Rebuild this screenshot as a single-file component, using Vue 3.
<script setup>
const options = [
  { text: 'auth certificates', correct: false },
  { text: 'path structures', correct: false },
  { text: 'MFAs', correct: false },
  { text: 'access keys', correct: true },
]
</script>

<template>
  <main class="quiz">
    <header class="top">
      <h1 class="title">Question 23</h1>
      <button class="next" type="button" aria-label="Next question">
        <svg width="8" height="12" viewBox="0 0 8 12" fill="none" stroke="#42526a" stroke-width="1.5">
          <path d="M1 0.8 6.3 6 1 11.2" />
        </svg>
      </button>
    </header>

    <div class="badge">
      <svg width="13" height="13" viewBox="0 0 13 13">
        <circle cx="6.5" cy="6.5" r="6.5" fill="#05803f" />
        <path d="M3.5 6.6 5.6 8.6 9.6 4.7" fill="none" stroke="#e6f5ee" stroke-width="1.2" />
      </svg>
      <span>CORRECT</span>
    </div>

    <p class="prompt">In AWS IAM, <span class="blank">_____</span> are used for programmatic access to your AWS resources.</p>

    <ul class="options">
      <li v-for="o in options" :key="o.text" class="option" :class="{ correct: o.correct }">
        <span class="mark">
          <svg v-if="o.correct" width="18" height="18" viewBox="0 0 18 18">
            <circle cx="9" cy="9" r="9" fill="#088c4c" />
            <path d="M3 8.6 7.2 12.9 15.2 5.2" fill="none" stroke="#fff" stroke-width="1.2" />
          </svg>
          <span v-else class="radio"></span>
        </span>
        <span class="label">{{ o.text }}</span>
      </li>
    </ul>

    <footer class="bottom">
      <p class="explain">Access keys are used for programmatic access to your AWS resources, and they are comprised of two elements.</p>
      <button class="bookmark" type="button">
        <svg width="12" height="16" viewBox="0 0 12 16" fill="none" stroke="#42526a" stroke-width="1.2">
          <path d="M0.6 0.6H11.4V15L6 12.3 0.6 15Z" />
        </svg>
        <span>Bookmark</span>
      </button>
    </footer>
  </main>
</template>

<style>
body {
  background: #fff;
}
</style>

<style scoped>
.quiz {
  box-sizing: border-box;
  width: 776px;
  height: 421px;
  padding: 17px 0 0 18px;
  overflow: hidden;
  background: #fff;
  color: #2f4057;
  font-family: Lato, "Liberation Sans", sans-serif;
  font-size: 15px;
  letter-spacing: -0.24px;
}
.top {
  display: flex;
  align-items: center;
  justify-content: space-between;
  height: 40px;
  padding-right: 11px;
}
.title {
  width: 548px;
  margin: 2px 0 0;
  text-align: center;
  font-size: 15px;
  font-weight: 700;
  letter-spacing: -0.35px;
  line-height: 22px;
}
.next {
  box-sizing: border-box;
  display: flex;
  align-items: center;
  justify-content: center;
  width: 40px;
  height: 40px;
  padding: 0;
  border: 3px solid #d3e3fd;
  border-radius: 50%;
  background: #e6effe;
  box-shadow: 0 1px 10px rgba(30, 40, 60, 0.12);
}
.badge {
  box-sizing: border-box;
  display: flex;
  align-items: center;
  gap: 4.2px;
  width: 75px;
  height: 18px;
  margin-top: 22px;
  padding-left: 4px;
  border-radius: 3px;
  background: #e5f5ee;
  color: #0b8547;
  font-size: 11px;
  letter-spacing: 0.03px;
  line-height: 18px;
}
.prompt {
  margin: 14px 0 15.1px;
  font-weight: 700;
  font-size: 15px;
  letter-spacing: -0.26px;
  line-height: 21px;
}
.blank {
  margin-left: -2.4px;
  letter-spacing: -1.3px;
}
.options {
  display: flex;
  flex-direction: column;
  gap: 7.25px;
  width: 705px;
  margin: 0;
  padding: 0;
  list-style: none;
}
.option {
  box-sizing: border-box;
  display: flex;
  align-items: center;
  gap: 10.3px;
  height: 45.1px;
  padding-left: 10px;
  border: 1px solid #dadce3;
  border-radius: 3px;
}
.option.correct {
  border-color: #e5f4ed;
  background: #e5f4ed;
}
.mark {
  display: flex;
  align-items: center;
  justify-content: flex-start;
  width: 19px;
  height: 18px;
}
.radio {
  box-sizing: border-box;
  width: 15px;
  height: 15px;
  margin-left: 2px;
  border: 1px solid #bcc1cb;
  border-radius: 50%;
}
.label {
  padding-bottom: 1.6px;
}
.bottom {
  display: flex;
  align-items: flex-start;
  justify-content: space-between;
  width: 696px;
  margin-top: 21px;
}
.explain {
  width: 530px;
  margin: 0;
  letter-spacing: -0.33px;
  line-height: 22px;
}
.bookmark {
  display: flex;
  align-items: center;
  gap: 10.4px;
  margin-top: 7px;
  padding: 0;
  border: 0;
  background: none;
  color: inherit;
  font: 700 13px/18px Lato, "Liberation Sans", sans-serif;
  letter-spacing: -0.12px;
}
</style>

--

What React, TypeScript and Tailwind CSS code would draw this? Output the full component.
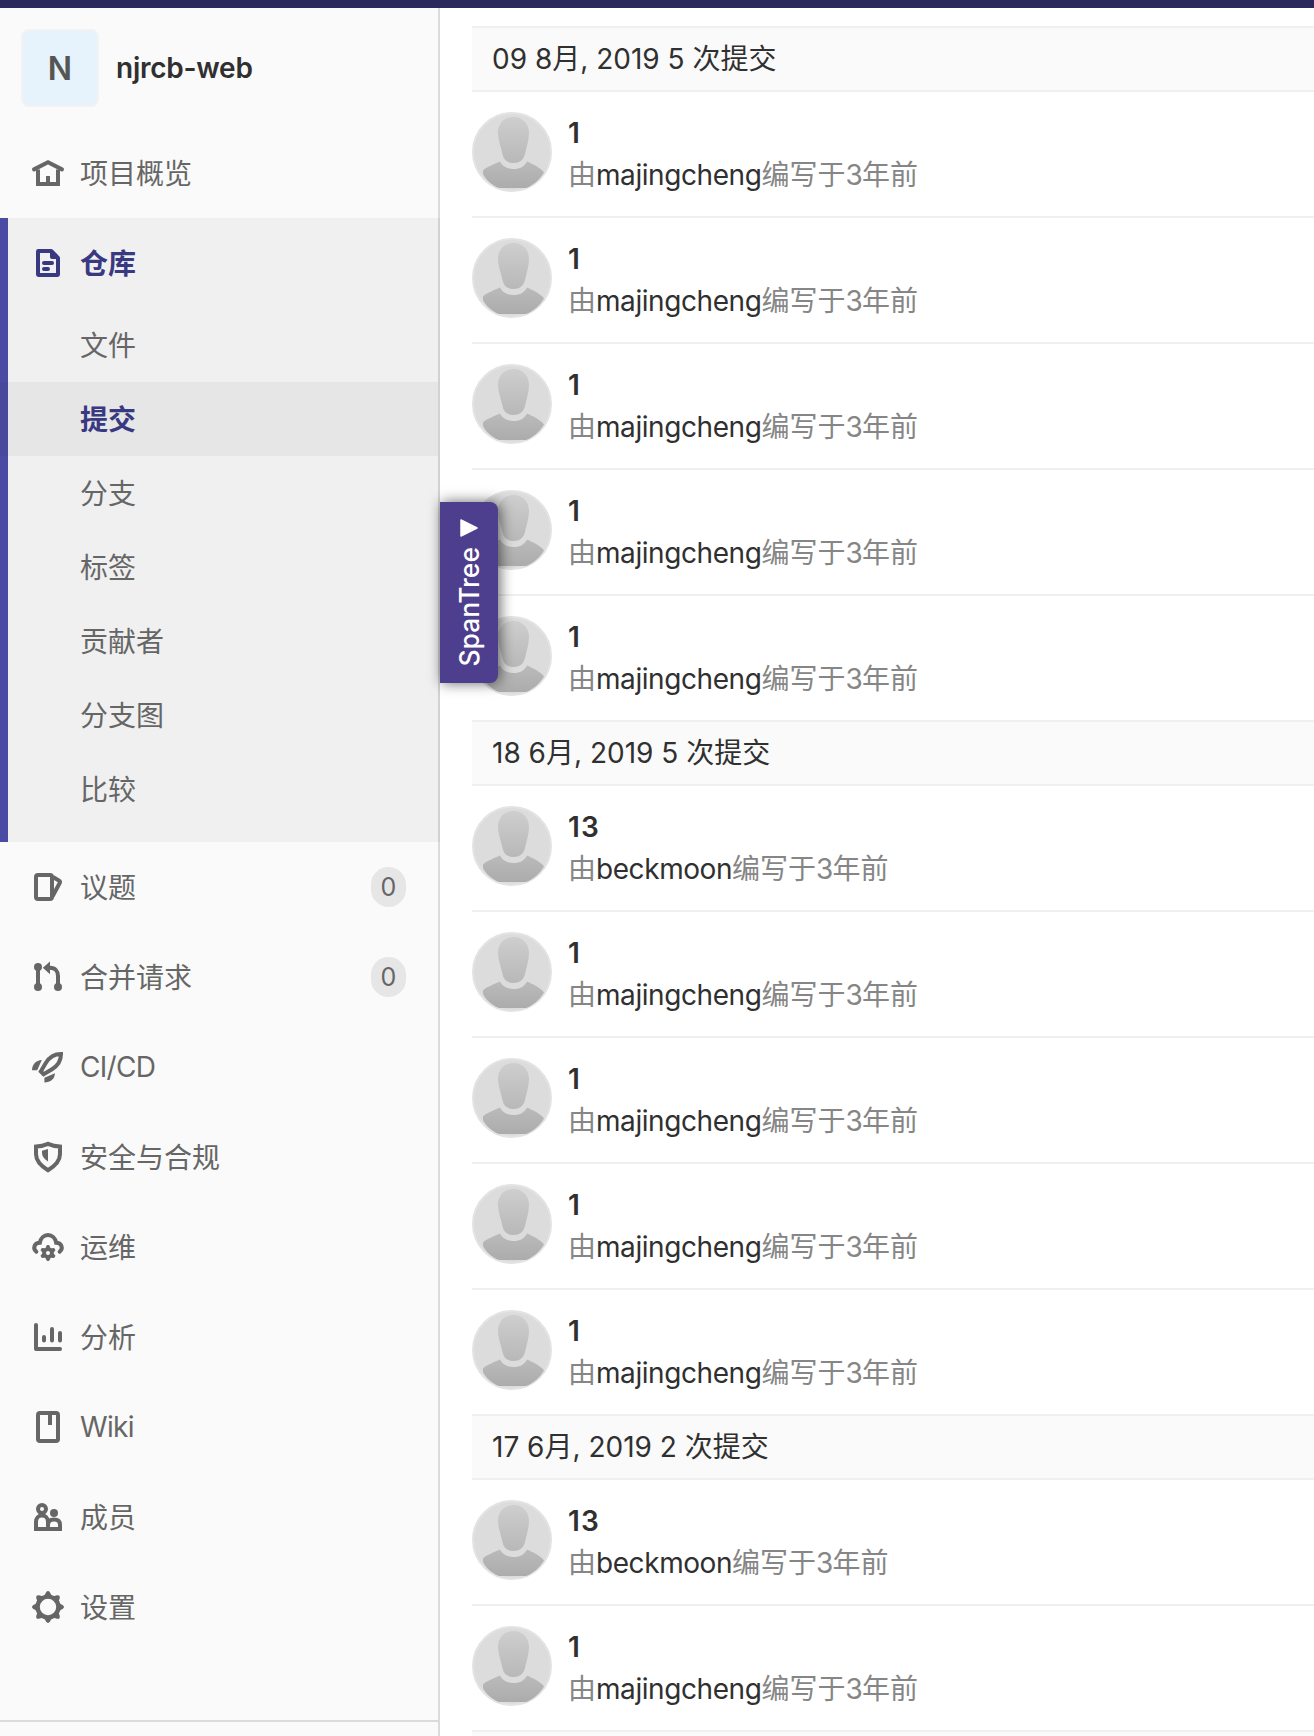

* * *

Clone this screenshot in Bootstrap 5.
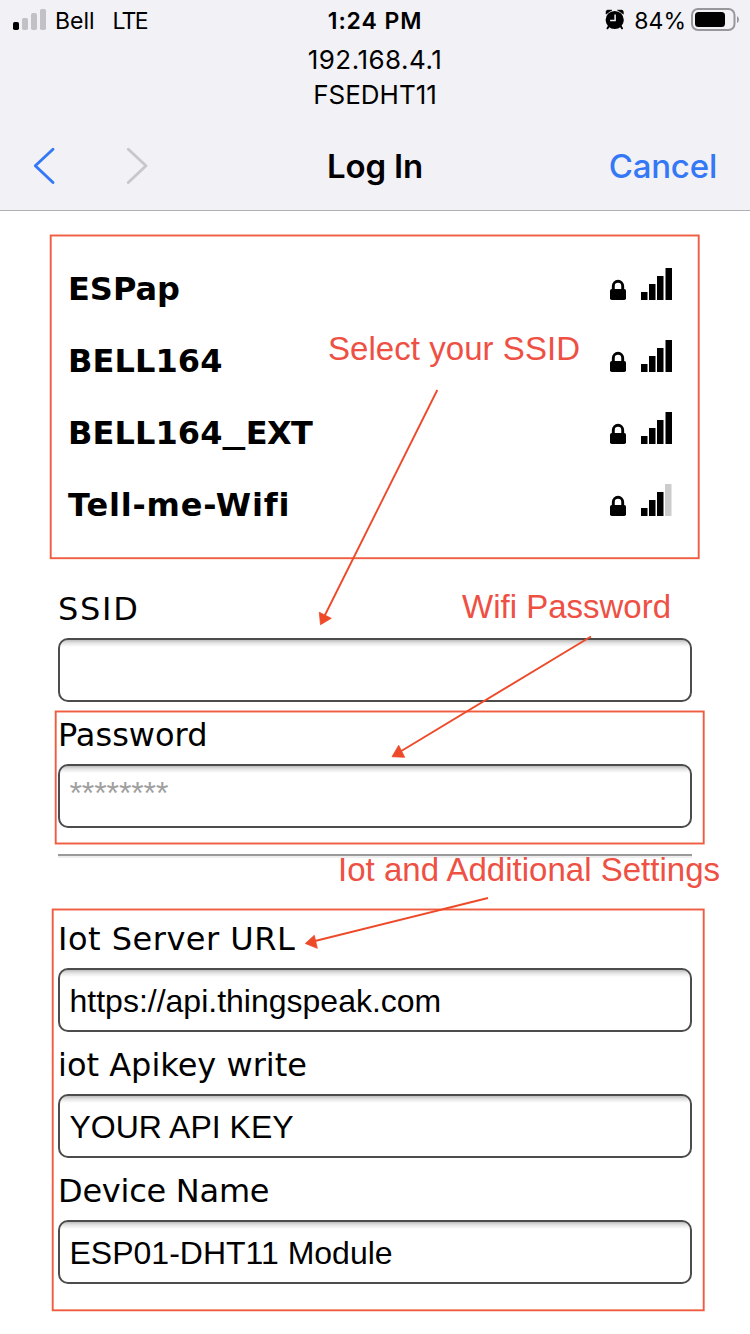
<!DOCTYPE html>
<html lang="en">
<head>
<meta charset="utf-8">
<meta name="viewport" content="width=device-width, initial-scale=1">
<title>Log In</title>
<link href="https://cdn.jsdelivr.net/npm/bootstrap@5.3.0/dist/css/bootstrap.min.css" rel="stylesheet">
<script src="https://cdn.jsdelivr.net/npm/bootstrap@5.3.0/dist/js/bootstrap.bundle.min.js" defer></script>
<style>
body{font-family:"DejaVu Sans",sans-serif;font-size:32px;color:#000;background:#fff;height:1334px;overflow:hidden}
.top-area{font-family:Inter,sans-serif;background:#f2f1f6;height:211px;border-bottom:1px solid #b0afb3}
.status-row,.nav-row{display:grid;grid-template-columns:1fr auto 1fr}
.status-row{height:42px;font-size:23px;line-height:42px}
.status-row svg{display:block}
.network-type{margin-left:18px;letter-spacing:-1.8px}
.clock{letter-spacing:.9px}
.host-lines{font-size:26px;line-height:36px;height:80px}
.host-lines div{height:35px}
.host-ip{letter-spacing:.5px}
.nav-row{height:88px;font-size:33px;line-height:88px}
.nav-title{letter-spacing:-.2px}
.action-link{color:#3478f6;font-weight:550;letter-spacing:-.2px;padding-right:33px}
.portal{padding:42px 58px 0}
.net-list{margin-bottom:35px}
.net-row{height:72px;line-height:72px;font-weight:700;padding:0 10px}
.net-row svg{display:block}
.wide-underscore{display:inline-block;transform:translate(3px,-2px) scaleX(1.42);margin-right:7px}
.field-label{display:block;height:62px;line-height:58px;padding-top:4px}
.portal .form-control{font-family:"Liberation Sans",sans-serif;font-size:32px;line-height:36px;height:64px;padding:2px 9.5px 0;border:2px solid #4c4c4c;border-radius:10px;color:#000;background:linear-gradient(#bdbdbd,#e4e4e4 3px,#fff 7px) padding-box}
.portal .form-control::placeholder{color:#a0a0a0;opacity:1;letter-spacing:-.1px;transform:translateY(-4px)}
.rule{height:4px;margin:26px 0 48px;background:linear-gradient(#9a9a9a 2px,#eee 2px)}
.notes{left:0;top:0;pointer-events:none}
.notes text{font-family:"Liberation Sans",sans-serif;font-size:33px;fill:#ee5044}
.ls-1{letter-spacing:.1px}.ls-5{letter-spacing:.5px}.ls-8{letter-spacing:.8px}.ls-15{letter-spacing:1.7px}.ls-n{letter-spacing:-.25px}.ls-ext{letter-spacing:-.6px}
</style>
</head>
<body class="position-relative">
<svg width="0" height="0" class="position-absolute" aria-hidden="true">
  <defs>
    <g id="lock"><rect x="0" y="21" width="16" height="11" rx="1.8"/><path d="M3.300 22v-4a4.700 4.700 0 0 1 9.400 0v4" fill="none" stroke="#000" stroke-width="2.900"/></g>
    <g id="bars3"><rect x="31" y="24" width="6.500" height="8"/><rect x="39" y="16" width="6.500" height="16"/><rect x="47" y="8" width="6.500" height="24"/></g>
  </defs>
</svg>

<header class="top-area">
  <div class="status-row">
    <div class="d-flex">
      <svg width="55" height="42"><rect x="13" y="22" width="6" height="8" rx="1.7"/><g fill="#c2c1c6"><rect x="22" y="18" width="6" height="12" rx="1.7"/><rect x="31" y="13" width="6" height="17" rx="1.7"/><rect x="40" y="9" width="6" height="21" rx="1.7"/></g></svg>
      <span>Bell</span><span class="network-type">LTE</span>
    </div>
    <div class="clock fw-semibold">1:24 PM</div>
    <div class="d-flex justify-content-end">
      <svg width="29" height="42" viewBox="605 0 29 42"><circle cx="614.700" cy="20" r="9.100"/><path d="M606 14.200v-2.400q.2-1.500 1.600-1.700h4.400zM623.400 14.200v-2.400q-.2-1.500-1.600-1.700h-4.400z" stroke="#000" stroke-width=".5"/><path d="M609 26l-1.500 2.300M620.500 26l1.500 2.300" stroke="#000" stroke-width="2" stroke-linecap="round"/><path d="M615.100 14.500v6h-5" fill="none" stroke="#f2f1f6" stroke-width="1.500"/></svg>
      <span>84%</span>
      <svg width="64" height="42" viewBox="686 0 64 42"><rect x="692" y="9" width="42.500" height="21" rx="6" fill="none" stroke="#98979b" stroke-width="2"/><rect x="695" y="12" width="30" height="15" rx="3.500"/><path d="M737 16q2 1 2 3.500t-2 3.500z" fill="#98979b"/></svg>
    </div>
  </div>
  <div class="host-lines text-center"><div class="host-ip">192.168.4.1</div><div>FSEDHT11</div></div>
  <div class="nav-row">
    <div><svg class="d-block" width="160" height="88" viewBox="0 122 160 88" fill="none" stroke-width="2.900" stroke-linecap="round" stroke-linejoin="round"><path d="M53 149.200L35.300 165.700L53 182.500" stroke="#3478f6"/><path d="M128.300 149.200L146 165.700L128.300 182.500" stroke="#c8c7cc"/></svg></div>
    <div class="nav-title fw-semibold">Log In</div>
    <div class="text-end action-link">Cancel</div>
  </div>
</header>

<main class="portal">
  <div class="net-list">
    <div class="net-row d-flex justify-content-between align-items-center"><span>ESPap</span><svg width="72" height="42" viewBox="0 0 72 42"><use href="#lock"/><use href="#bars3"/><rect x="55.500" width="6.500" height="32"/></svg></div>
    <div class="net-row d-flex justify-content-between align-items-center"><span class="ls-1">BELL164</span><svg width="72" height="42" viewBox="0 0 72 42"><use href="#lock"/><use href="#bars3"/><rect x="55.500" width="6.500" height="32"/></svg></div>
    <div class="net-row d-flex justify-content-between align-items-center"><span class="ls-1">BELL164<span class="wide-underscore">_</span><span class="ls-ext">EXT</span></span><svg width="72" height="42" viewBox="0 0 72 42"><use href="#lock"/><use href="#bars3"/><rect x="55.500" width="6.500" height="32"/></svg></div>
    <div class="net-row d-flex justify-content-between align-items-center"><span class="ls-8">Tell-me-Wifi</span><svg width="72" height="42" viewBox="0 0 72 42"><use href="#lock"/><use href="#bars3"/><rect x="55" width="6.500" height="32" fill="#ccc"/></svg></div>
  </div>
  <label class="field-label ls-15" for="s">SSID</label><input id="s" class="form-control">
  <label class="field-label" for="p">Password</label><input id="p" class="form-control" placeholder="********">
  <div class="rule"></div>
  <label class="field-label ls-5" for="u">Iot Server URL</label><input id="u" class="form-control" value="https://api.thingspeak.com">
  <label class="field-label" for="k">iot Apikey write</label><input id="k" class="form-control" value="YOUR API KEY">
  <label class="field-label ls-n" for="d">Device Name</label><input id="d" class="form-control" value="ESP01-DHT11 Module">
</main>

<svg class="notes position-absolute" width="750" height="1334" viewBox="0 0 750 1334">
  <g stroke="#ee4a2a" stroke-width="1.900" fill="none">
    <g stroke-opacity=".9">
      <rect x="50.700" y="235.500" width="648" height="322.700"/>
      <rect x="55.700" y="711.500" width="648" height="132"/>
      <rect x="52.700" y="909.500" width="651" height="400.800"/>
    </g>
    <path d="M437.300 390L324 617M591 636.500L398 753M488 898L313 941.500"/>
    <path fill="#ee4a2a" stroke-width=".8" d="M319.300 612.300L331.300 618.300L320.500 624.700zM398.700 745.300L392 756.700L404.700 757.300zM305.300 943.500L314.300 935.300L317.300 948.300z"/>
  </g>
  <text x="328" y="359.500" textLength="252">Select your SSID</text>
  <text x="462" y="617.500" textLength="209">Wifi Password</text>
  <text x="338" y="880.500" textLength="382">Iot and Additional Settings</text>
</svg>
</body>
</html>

Exercise task
Determine how many lines of the data contain "this" and give nothing but that number.

Exercise solution
3